一方、レベニュープロセスは「商談前から受注後まで」をカバーします。
つまり、
- マーケティング(興味喚起)
- インサイドセールス(検討促進)
- フィールドセールス(提案・受注)
- カスタマーサクセス(継続・紹介)
これらを 一つの線でつなぎ、共通の指標で運営する のが特徴です。
レベニュープロセスの設計ステップ
Step 1:顧客の購買プロセスを可視化する
顧客がどのように情報を得て、どのタイミングで検討・決定するのかをマッピングします。
製造業なら「展示会→ウェブサイト→技術打ち合わせ→試作→導入」といった流れになるでしょう。
Step 2:社内の対応プロセスを重ねる
その購買行動に対して、自社がどの部門でどのように関与しているかを整理します。
(例)展示会:マーケ、問い合わせ:インサイド、試作:営業…など。
Step 3:ハンドオフ(引き継ぎ条件)を明確にする
「MQL→SQL→Opportunity→Closed Won」など、
フェーズの定義と評価条件を共通化します。
これが曖昧だと部門間の摩擦が生まれやすくなります。
Step 4:KPIを統一する
- マーケティング → MQL数
- インサイドセールス → SQL率
- 営業 → 受注率
- CS → 継続率
これらをRevenue指標(ARR、LTVなど)でつなぐことが肝です。
レベニュープロセスの導入効果
✅ 1. ボトルネックの早期発見
「リードは多いのに商談化しない」「受注率は高いが再購入が少ない」など、
問題の場所を明確に特定できます。
✅ 2. 売上予測の精度向上
フェーズごとのコンバージョン率を追うことで、
今月・来月・来期の売上を定量的に予測できます。
✅ 3. 部門間の摩擦が減る
マーケ・営業・CSが同じ指標で話せるようになるため、
「どっちが悪い」ではなく「どこを直すか」で会話できる。
✅ 4. 顧客体験が滑らかになる
部門を跨いでも顧客がストレスを感じにくく、
結果的に受注率・継続率が上がります。
製造業BtoBにおける実践例
| フェーズ | 主な施策 | 測定指標 | 使用ツール |
|---|---|---|---|
| 認知 | 技術記事・展示会動画 | 訪問数・CV率 | HubSpot Google Analytics |
| 興味 | ホワイトペーパー・ウェビナー | MQL数 | MAツール |
| 商談化 | 電話・メールヒアリング | SQL率 | SFA CRM |
| 提案・受注 | デモ・試作・見積もり | 受注率・受注額 | Salesforce |
| 継続 | 活用レポート・サポート | 更新率・LTV | CSツール |
このように、顧客の行動データをベースに部門を連携させると、
営業効率・マーケROI・顧客満足度のすべてを一気に高めることができます。
レベニュープロセスを支える考え方:RevOps(Revenue Operations)

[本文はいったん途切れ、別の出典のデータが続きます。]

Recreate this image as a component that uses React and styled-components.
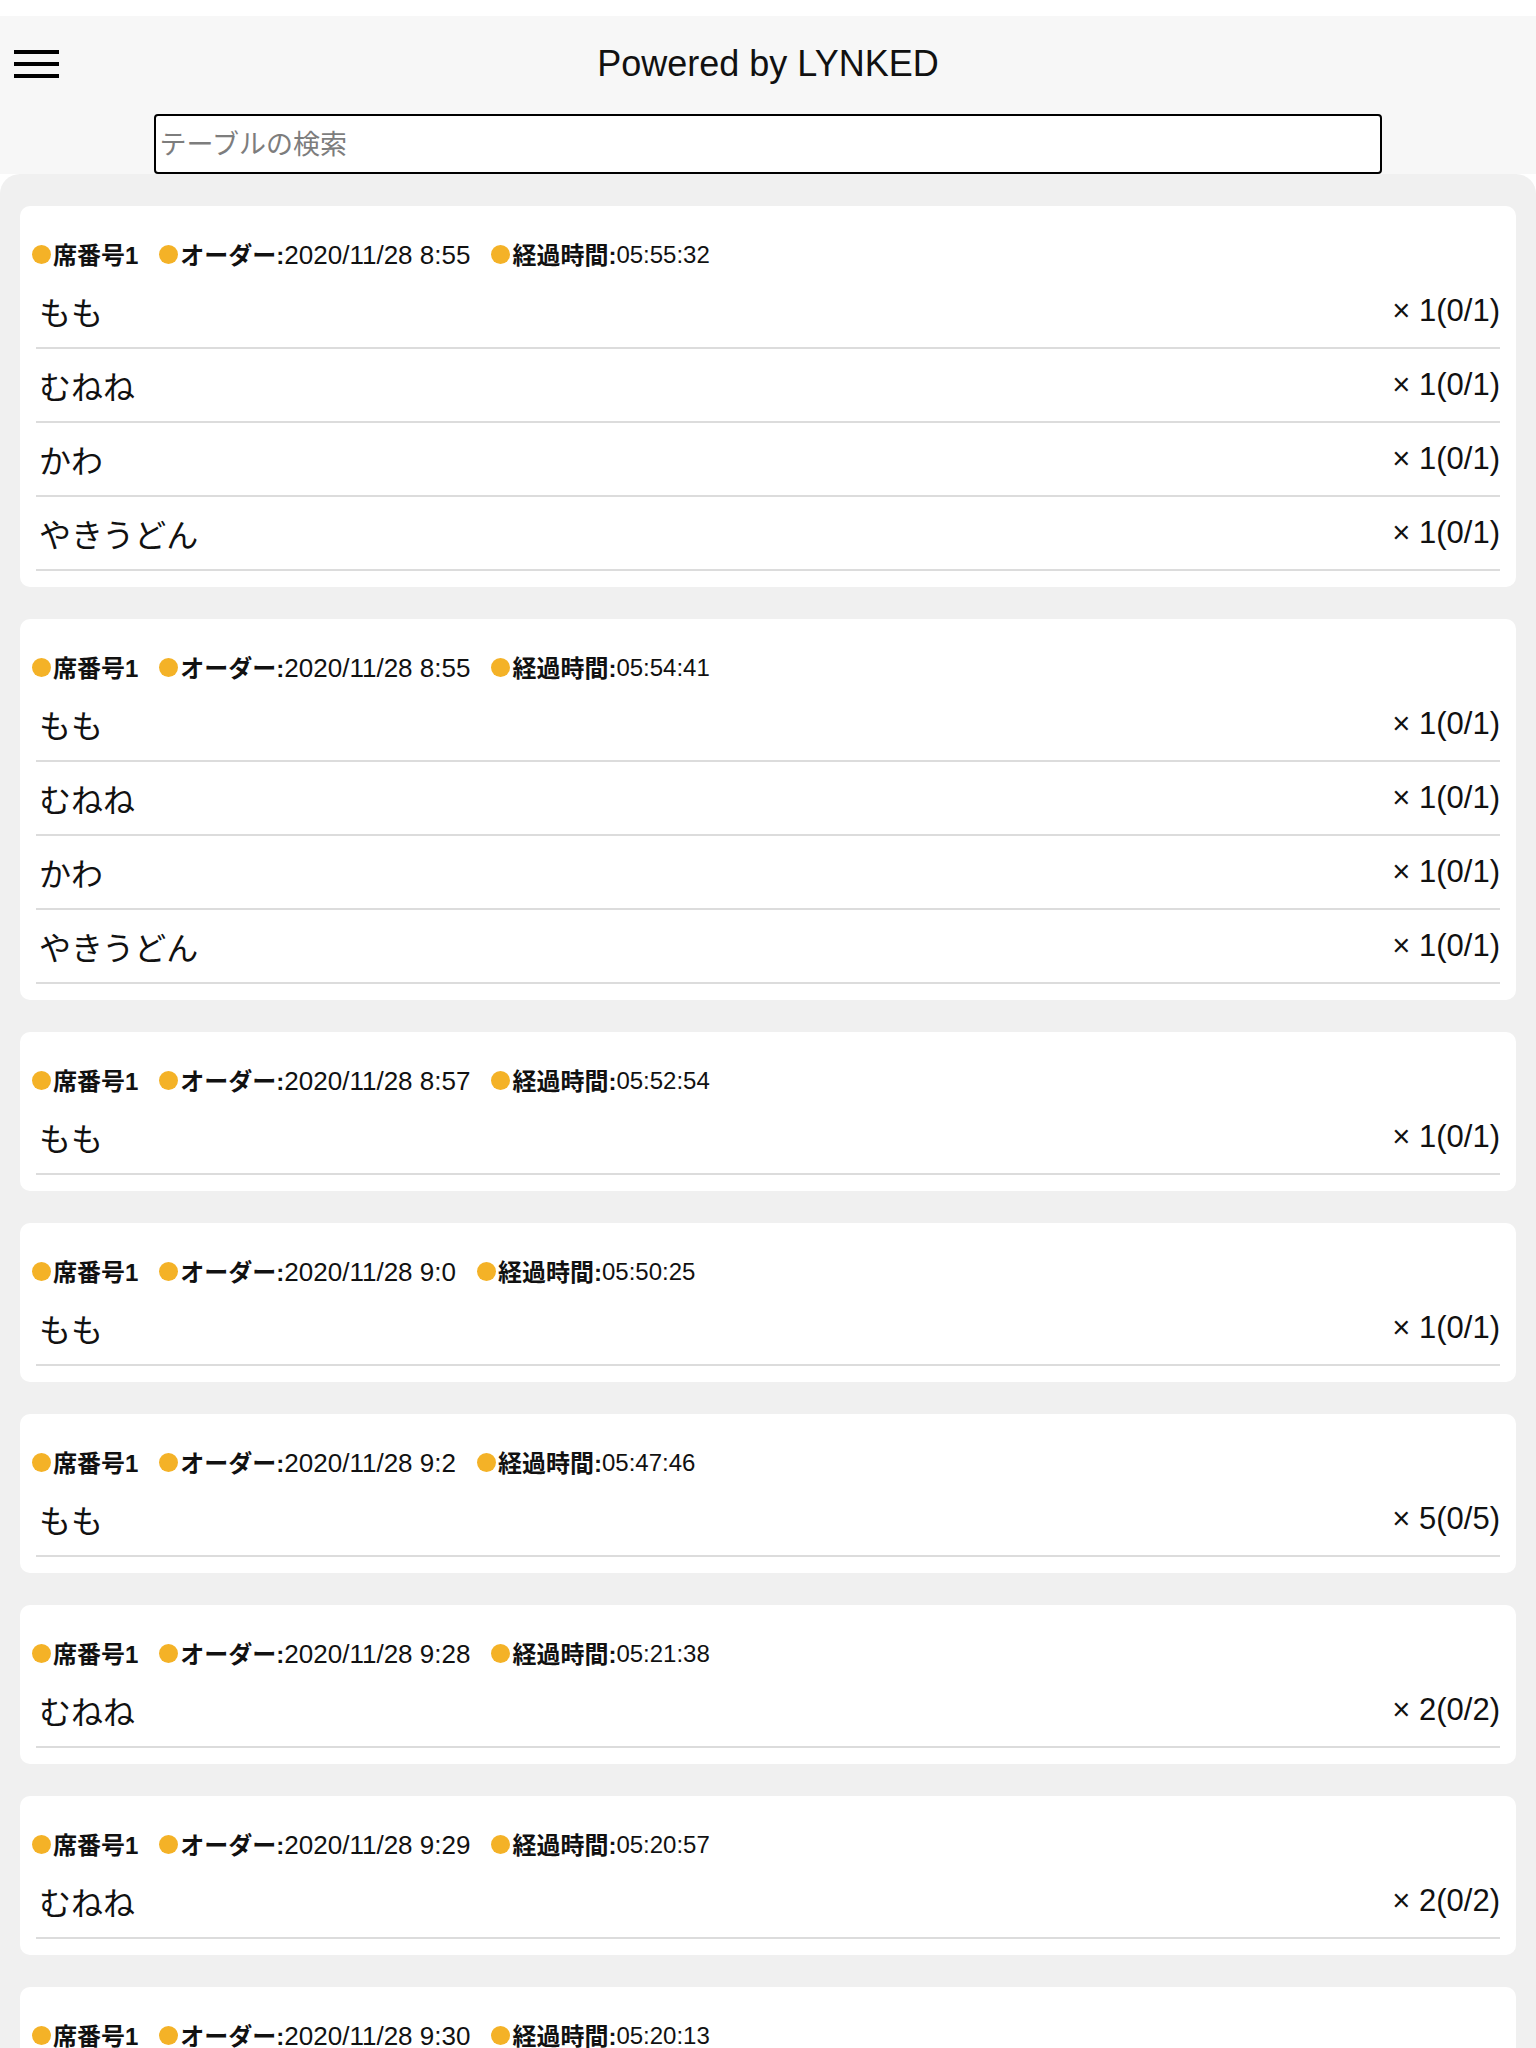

レベニュープロセスを実行レベルで支えるのが、**RevOps(レベニューオペレーションズ)**です。
これは、マーケティング・営業・CSを横断的にサポートし、
データ統合・ツール管理・分析・最適化を担当するチームのこと。
近年のSaaS企業や製造業DX企業では、
「マーケと営業をつなぐ中枢」としてRevOps部門を置く例が増えています。
レベニュープロセス導入時の注意点
-
部門のKPIをそのまま持ち込まないこと
→ あくまで“売上につながる指標”を優先する。 -
データ基盤を統一すること
→ CRMやMAツールを統合して「単一の顧客データ」を持つ。 -
現場の納得感を得ること
→ 数字だけでなく、各部門の目的を理解し合うことが重要。 -
いきなり全社導入しないこと
→ まずは「マーケ+インサイド+営業」など部分的に試行し、効果を測定。
まとめ:レベニュープロセスは“組織の思考フレーム”
| 項目 | 内容 |
|---|---|
| 定義 | 売上を生み出すプロセスを部門横断で設計・管理する仕組み |
| 目的 | マーケ・営業・CSの連携強化と収益最大化 |
| 効果 | KPI統一・ボトルネック可視化・売上予測精度向上 |
| キーワード | MQL / SQL / LTV / RevOps / Pipeline |
一言でまとめると
レベニュープロセスとは、「リード創出から顧客維持までを、Revenueという1本の線でつなぐ組織の仕組み」である。
おわりに
「売上を上げる」というゴールは、どの企業でも同じです。
しかし、その過程を部門ごとに分断してしまえば、最適化のチャンスを逃します。
レベニュープロセスの考え方を導入することで、
マーケティングも営業もCSも、同じ“収益ストーリー”を共有できるようになります。
結果として、顧客との関係性が途切れず、
「リードをつくって終わり」「受注して終わり」ではない、持続的な成長サイクルが生まれます。
これからのBtoB企業にとって、
「レベニュープロセス」は知っておくべきマーケティング用語の一つです。